The main essence of revising our expenses is to analyse and possibly improve our spending habits. In reviewing our expenses, we can consider issues such as:

  • What is the proportion of consumption-savings ratio from my income? This is how much do I spend compared to how much I save.
  • What are my regular expenses?
  • What are my fixed, capital or investment expenses?
  • What are my extraordinary expenses that need modification?
  • Have there been emergency or extraordinary expenses?

A careful response to the issues raised above offers an occasion to re-evaluate the pattern and direction of our expenses. For instance, overspending, unplanned or extraordinary expenses can be identified. This can lead to an optimal, efficient reallocation of available resources.

4. Stabilise your finances through savings

Savings have been described as a financial stabiliser, given their potential to cater for urgent needs and create opportunities for investments.

Of course, savings have more value when they grow faster than the rate of inflation. Inflation erodes the value of savings. For instance, an amount of 300,000 naira (US$676) saved to purchase an autorickshaw today may be impossible in two months’ time with an inflation rate of 10% when the tricycle price rises to 330,000 naira (US$744). The reverse is the case when there is deflation.

Therefore, it is advisable to improve the value of savings through investments in interest-yielding assets such as stocks, shares, bonds, microfinance and production.

That’s not to say it’s always easy to save. Many income earners spend as they go, not seeing savings as part of their budgets. Harsh economic realities can also make it difficult – sometimes seemingly impossible – to save. But it’s not impossible: savings can be made in small amounts, through a daily, weekly or monthly contribution to collections, cooperative schemes or microfinance affiliations. For instance, a point of sale business in Nigeria can permit a daily contribution of 500 naira (US$1.13) over 25 work days, giving an average saving of 12,500 naira (US$28.18) per month.

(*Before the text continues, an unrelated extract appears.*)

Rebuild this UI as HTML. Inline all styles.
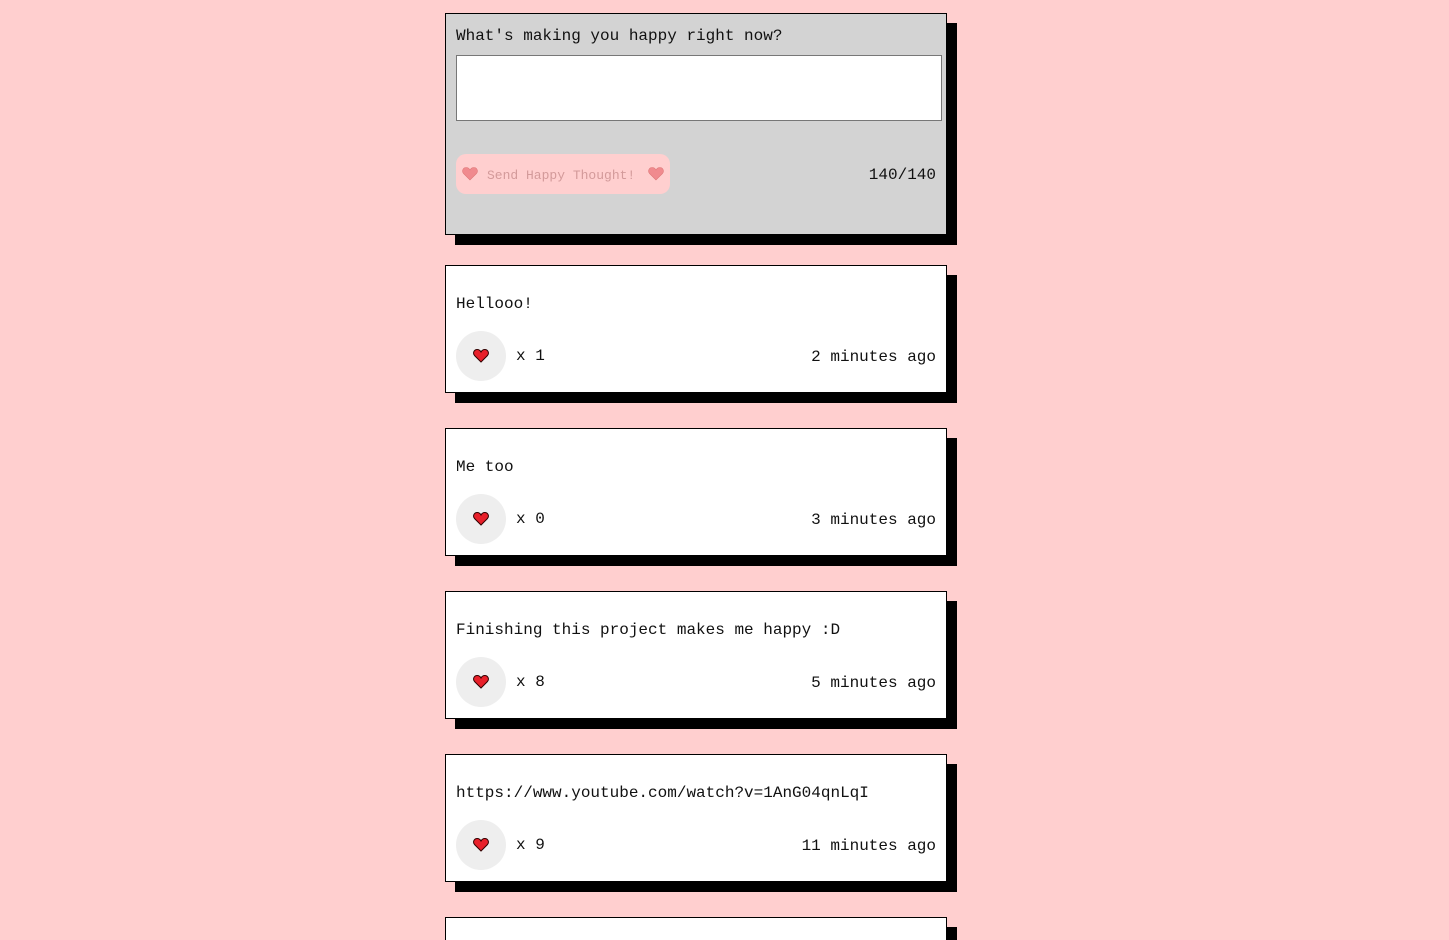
<!DOCTYPE html>
<html style="overflow:hidden;height:940px;"><head><meta charset="utf-8"><style>
body{margin:0;background:#ffcfcf;width:1449px;height:940px;overflow:hidden;position:relative;font-family:"Liberation Mono",monospace;color:#111;}
.card{position:absolute;left:445px;width:500px;border:1px solid #000;background:#fff;box-shadow:10px 10px 0 #000;}
.t{position:absolute;font-size:16px;white-space:pre;line-height:20px;}
.circ{position:absolute;left:10px;width:50px;height:50px;border-radius:50%;background:#eee;}
.circ svg{position:absolute;left:17px;top:18px;}
</style></head><body>
<div class="card" style="top:13px;height:220px;background:#d3d3d3;">
 <div class="t" style="left:10px;top:12px;">What's making you happy right now?</div>
 <div style="position:absolute;left:10px;top:41px;width:484px;height:64px;background:#fff;border:1px solid #777;"></div>
 <div style="position:absolute;left:10px;top:140px;width:214px;height:40px;border-radius:10px;background:#ffcfcf;">
  <svg style="position:absolute;left:6px;top:13px" width="16" height="14" viewBox="0 0 16 14"><path d="M8 13 L1.5 6.5 C-0.5 4 1 0.5 4.2 0.5 C6 0.5 7.2 1.5 8 3 C8.8 1.5 10 0.5 11.8 0.5 C15 0.5 16.5 4 14.5 6.5Z" fill="#f08a8e" stroke="#d77" stroke-width="0.6"/></svg>
  <div class="t" style="left:31px;top:12px;font-size:13px;color:#d39a9a;">Send Happy Thought!</div>
  <svg style="position:absolute;left:192px;top:13px" width="16" height="14" viewBox="0 0 16 14"><path d="M8 13 L1.5 6.5 C-0.5 4 1 0.5 4.2 0.5 C6 0.5 7.2 1.5 8 3 C8.8 1.5 10 0.5 11.8 0.5 C15 0.5 16.5 4 14.5 6.5Z" fill="#f08a8e" stroke="#d77" stroke-width="0.6"/></svg>
 </div>
 <div class="t" style="right:10px;top:151px;">140/140</div>
</div>

<div class="card" style="top:265px;height:126px;">
 <div class="t" style="left:10px;top:28px;">Hellooo!</div>
 <div class="circ" style="top:65px;"><svg width="16" height="14" viewBox="0 0 16 14"><path d="M8 13 L1.5 6.5 C-0.5 4 1 0.5 4.2 0.5 C6 0.5 7.2 1.5 8 3 C8.8 1.5 10 0.5 11.8 0.5 C15 0.5 16.5 4 14.5 6.5Z" fill="#e8202a" stroke="#300" stroke-width="1"/></svg></div>
 <div class="t" style="left:70px;top:80px;">x 1</div>
 <div class="t" style="right:10px;top:81px;">2 minutes ago</div>
</div>

<div class="card" style="top:428px;height:126px;">
 <div class="t" style="left:10px;top:28px;">Me too</div>
 <div class="circ" style="top:65px;"><svg width="16" height="14" viewBox="0 0 16 14"><path d="M8 13 L1.5 6.5 C-0.5 4 1 0.5 4.2 0.5 C6 0.5 7.2 1.5 8 3 C8.8 1.5 10 0.5 11.8 0.5 C15 0.5 16.5 4 14.5 6.5Z" fill="#e8202a" stroke="#300" stroke-width="1"/></svg></div>
 <div class="t" style="left:70px;top:80px;">x 0</div>
 <div class="t" style="right:10px;top:81px;">3 minutes ago</div>
</div>

<div class="card" style="top:591px;height:126px;">
 <div class="t" style="left:10px;top:28px;">Finishing this project makes me happy :D</div>
 <div class="circ" style="top:65px;"><svg width="16" height="14" viewBox="0 0 16 14"><path d="M8 13 L1.5 6.5 C-0.5 4 1 0.5 4.2 0.5 C6 0.5 7.2 1.5 8 3 C8.8 1.5 10 0.5 11.8 0.5 C15 0.5 16.5 4 14.5 6.5Z" fill="#e8202a" stroke="#300" stroke-width="1"/></svg></div>
 <div class="t" style="left:70px;top:80px;">x 8</div>
 <div class="t" style="right:10px;top:81px;">5 minutes ago</div>
</div>

<div class="card" style="top:754px;height:126px;">
 <div class="t" style="left:10px;top:28px;">https://www.youtube.com/watch?v=1AnG04qnLqI</div>
 <div class="circ" style="top:65px;"><svg width="16" height="14" viewBox="0 0 16 14"><path d="M8 13 L1.5 6.5 C-0.5 4 1 0.5 4.2 0.5 C6 0.5 7.2 1.5 8 3 C8.8 1.5 10 0.5 11.8 0.5 C15 0.5 16.5 4 14.5 6.5Z" fill="#e8202a" stroke="#300" stroke-width="1"/></svg></div>
 <div class="t" style="left:70px;top:80px;">x 9</div>
 <div class="t" style="right:10px;top:81px;">11 minutes ago</div>
</div>

<div style="position:absolute;left:455px;top:927px;width:502px;height:13px;background:#000;"></div>
<div style="position:absolute;left:445px;top:917px;width:500px;height:23px;border:1px solid #000;border-bottom:none;background:#fff;"></div>
</body></html>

The Point-of-Sale business started in Nigeria in 2013 when the Central Bank of Nigeria introduced the agent banking system. A POS agent operates and processes transactions through a POS service provider. Providers of such services include banks, microfinance banks and fintech companies.

5. Run a flexible budget

Once your budget is created, remember that it’s not set in stone. It should be flexible if anything changes in your life. For instance, an amount saved to buy a car can be invested in a promising venture buying shares through public offerings or private placements in multinational organisations like Nestle or Unilever.

Also, health emergencies or career advancement programmes can require taking some money out of our savings.

In all, budgeting should be flexible enough to incorporate exigencies, especially when catering for the current situation will culminate into a greater good.